Christopher Albeluhn, the creator of the forthcoming app, started the project as a way to update his portfolio after losing his job in video game development, according to his site. After his friend posted a video of his work, he gained a huge following and placed his project on indiegogo.com, a website dedicated to crowd-funded ideas.
Albeluhn built the app on the Unreal Engine from Epic Games, a video game studio best known for the Gears of War franchise. Instead of fending off alien hordes, the user of this app can jump from one alien world to another and learn something along the way.
Albeluhn assures his readers that all of the orbital data has been verified multiple times to ensure accuracy, and everything should be to scale. In the video above, it might look like Jupiter is larger than the sun, but that's simply because Albeluhn changed the relative scaling for a better view of the gas giant.
Here's some of the cooler features that appear in the trailer above:
- Detailed orbits for all of the planets and their moons with the ability to watch them move at different speeds.

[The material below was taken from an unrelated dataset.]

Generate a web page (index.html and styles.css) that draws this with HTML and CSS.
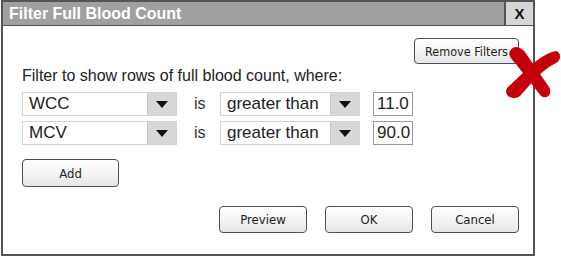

- A graph of the gravitational pull for every celestial body. The graph attempts to visualize the bending of spacetime due to gravity.
- Internal views of every planet with the most detailed view reserved for our Earth.
- Constellations overlaid with artistic impressions (e.g. A lion will appear for the constellation Leo.
Now that Albluhn has achieved his funding goal of $8,000, he plans to move forward with publishing the application for PCs, ipads, and iphones in the coming months. With more funding, he hopes to donate his app to a local science center.
The app looks great, and it appears to give the user more freedom than many other applications on the market. To see for yourself, here's a brief list of some of the alternatives available today:
- Eyes on the Universe - A free online app from NASA's Jet Propulstion Laboratory.
- Brian Cox's Wonders of the Universe - A paid app for the ipad/iphone.
- Worldwide Telescope - A free web app from Microsoft.
Based on the video that Albluhn has released, however, his app looks more refined and engaging. We'll see if this app lives up to the hype once it's released in the coming months.